But there are differences. Weather, obviously. The climate in Kolkata is "wet and dry tropical" as opposed to Casablanca's semi-arid Mediterranean. This means that Kolkata's annual mean temperature is Morocco's average high during its hottest month. And where Kolkata is lush with vegetation, Casablanca has few native plants that truly thrive besides hibiscus and palm trees. The rainfall in India makes any building older than a year or two look rather drab and Casablanca is famous for its bright white buildings which are truly blinding to look at in the summer sunshine. As to the people in both places, I found that folks in Casablanca are expressive and passionate and very talkative. In Kolkata we are approached by many friendly people, and yet there is a kind of restraint and quiet dignity people's manner.
To me, that is by far the most difficult thing about being an outsider--trying to gauge what people are feeling or thinking by their behavior. I lived for so long in Morocco that communication was relatively easy. Here in India, however, I am almost completely lost when it comes to non-verbal speech, hand gestures and the more subtle facial expressions and only a little less so if we share a common language. Sure, some things are apparently universal, like pinching kids' cheeks. (Ah, you think my kid is cute. Great; so I do I.) But most of the time it's not so clear and I am on my own to attempt to interpret the message. They're not saying anything and they look like they are frowning. Did I do something wrong or he just a cranky guy? Why are people ignoring me when I ask questions? Do they not understand English or am I being too forward? (Who knows.) Head bobbing, with a frown or a blank expression, apparently means any number of things, like: "Yes! Sure, no problem at all, and I am happy to do that!" Maybe it also means, "Wow, you're being a complete idiot right now"? Or perhaps simply "Yes, I don't mind" or "Well, I guess I'll do this but it's a great inconvenience and I'm only doing it very reluctantly," but then again maybe it means "Don't even think for one minute that I'm going to do that, but I'm going to make it seem like I will, anyway, so you'll go away."
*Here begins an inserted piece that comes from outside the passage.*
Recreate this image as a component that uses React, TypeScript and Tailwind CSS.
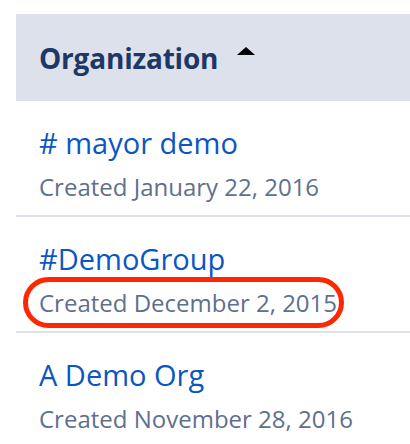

Longing for some good ol' Brooklyn directness right about now... (I asked a librarian in Brooklyn for help in finding something once and she said: "No. I don't do that." That's it. No other options offered. I didn't particularly enjoy that exchange but at least I knew she wasn't going to help, right?)
But the main reason that it is impossible to compare them is that one city has a population around 15 million and the other around 4 and Casablanca's population density is somewhere around 9100 per sq. km as compared to Kolkata's 27,400. Yup, that's three times as many people/sq. km here. And that just changes everything about how people get about and relate to each other, as I learned so recently during our brief stay in NYC. Hmm... Maybe what I really ought to be doing is writing a post about how Kolkata compares to New York City...
Speaking of that, I have come across some behaviors that are distinctly New York-like, and not just the kind of tunnel-vision that city dwellers are so famous for (although there's plenty of that). In both places, transportation is a big issue and people have to get creative. Once I saw a couple of guys in NY pushing a load down the middle of a street on a little platform-with-wheels they had obviously constructed themselves. So who cares if they were blocking traffic? They had to get their stuff home somehow, right?
But there was one woman in particular who impressed me like no other. Before I ever lived in Brooklyn, I had often seen parents do this, or this. But this lady, who seemed to be headed to Park Slope, totally freaked me out because she had both seats hooked onto her bike. There she was, pedaling along, with a toddler in a front seat, a second toddler in the back, a basket attached full of stuff and then a huge backpack loaded up with groceries or something on her back. And she was really petite, besides! I couldn't believe she could even hold up the bike while standing, let alone ride it up a hill. Then I spent some time trying to imagine how she even went about loading up the front and back seat while balancing it all... It totally blew my mind. It makes folks who load up a family of four or five on a motorbike seem totally not-hardcore. (Wait, you mean you are not using your own muscle power? Well, I am NOT impressed...)
Although the guys I've seen around town doing this are pretty darn tough:
So this is an irrational endeavor, to try to compare these two (or three) great cities. But I am smack in the middle of that especially uncomfortable, and irrational, phase of culture shock where one wishes for something familiar and comfortable but instead situations keep popping up that make a girl feel stupider and stupider. Of course, it will pass eventually, and some things will get easier. The rest will just have to wait, I guess.
No matter where you live, there is something universal that bonds people together about our efforts to try to get around, get by and try to make oneself understood, and thankfully, I haven't found a person in India yet who is anything but gracious and sympathetic when I explain that I am new here, and I am just trying to learn.
*for any readers who might not know: the only reason I am even thinking of making this comparison is because I used to live in Casablanca.